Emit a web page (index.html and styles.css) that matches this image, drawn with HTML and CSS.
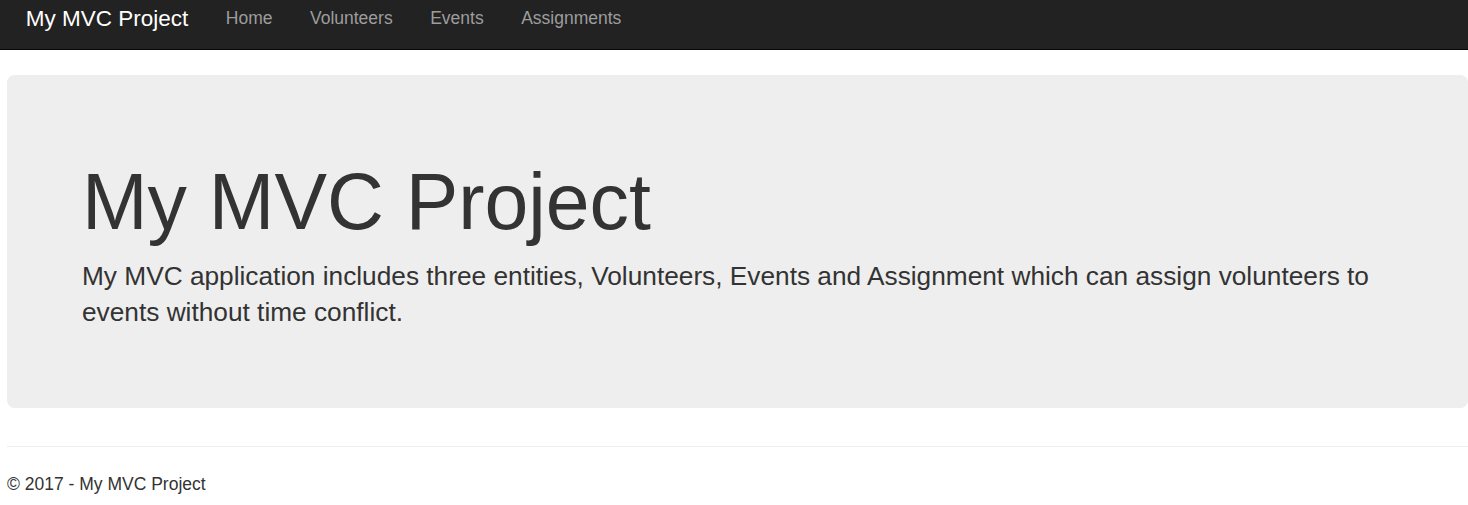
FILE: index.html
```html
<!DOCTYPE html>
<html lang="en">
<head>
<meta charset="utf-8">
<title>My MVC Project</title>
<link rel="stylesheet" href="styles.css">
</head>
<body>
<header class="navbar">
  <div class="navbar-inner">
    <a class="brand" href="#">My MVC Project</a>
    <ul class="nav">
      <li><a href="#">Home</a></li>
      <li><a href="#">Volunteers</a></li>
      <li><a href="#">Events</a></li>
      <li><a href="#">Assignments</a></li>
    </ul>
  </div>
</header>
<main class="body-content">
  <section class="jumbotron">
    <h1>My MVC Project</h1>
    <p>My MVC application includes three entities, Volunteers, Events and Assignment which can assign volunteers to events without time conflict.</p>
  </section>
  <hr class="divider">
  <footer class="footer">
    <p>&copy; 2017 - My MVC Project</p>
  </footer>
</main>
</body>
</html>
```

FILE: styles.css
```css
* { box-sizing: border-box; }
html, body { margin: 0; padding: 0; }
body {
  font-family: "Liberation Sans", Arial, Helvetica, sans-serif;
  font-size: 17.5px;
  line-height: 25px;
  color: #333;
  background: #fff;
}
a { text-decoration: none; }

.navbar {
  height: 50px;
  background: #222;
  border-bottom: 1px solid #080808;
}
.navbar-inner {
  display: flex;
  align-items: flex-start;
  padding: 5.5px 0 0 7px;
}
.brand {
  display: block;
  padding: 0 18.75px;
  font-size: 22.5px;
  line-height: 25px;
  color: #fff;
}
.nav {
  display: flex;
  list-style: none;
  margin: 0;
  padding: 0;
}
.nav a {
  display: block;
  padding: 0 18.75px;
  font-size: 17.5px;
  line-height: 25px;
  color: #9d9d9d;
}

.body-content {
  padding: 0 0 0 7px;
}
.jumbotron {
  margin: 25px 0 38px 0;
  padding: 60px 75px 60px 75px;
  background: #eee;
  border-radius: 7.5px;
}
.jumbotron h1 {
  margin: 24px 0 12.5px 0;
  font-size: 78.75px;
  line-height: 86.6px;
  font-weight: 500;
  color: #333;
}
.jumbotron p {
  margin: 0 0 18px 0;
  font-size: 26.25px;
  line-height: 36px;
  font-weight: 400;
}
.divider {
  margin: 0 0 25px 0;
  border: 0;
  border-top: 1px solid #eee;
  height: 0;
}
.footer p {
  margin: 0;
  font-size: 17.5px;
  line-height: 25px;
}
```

★ ★ ★ ★ ★

Written task » Transcribe all the lines above exactly, apart from the pictures.

Output for this task »
Emit a web page (index.html and styles.css) that matches this image, drawn with HTML and CSS.
FILE: index.html
```html
<!DOCTYPE html>
<html lang="en">
<head>
<meta charset="utf-8">
<title>My MVC Project</title>
<link rel="stylesheet" href="styles.css">
</head>
<body>
<header class="navbar">
  <div class="navbar-inner">
    <a class="brand" href="#">My MVC Project</a>
    <ul class="nav">
      <li><a href="#">Home</a></li>
      <li><a href="#">Volunteers</a></li>
      <li><a href="#">Events</a></li>
      <li><a href="#">Assignments</a></li>
    </ul>
  </div>
</header>
<main class="body-content">
  <section class="jumbotron">
    <h1>My MVC Project</h1>
    <p>My MVC application includes three entities, Volunteers, Events and Assignment which can assign volunteers to events without time conflict.</p>
  </section>
  <hr class="divider">
  <footer class="footer">
    <p>&copy; 2017 - My MVC Project</p>
  </footer>
</main>
</body>
</html>
```

FILE: styles.css
```css
* { box-sizing: border-box; }
html, body { margin: 0; padding: 0; }
body {
  font-family: "Liberation Sans", Arial, Helvetica, sans-serif;
  font-size: 17.5px;
  line-height: 25px;
  color: #333;
  background: #fff;
}
a { text-decoration: none; }

.navbar {
  height: 50px;
  background: #222;
  border-bottom: 1px solid #080808;
}
.navbar-inner {
  display: flex;
  align-items: flex-start;
  padding: 5.5px 0 0 7px;
}
.brand {
  display: block;
  padding: 0 18.75px;
  font-size: 22.5px;
  line-height: 25px;
  color: #fff;
}
.nav {
  display: flex;
  list-style: none;
  margin: 0;
  padding: 0;
}
.nav a {
  display: block;
  padding: 0 18.75px;
  font-size: 17.5px;
  line-height: 25px;
  color: #9d9d9d;
}

.body-content {
  padding: 0 0 0 7px;
}
.jumbotron {
  margin: 25px 0 38px 0;
  padding: 60px 75px 60px 75px;
  background: #eee;
  border-radius: 7.5px;
}
.jumbotron h1 {
  margin: 24px 0 12.5px 0;
  font-size: 78.75px;
  line-height: 86.6px;
  font-weight: 500;
  color: #333;
}
.jumbotron p {
  margin: 0 0 18px 0;
  font-size: 26.25px;
  line-height: 36px;
  font-weight: 400;
}
.divider {
  margin: 0 0 25px 0;
  border: 0;
  border-top: 1px solid #eee;
  height: 0;
}
.footer p {
  margin: 0;
  font-size: 17.5px;
  line-height: 25px;
}
```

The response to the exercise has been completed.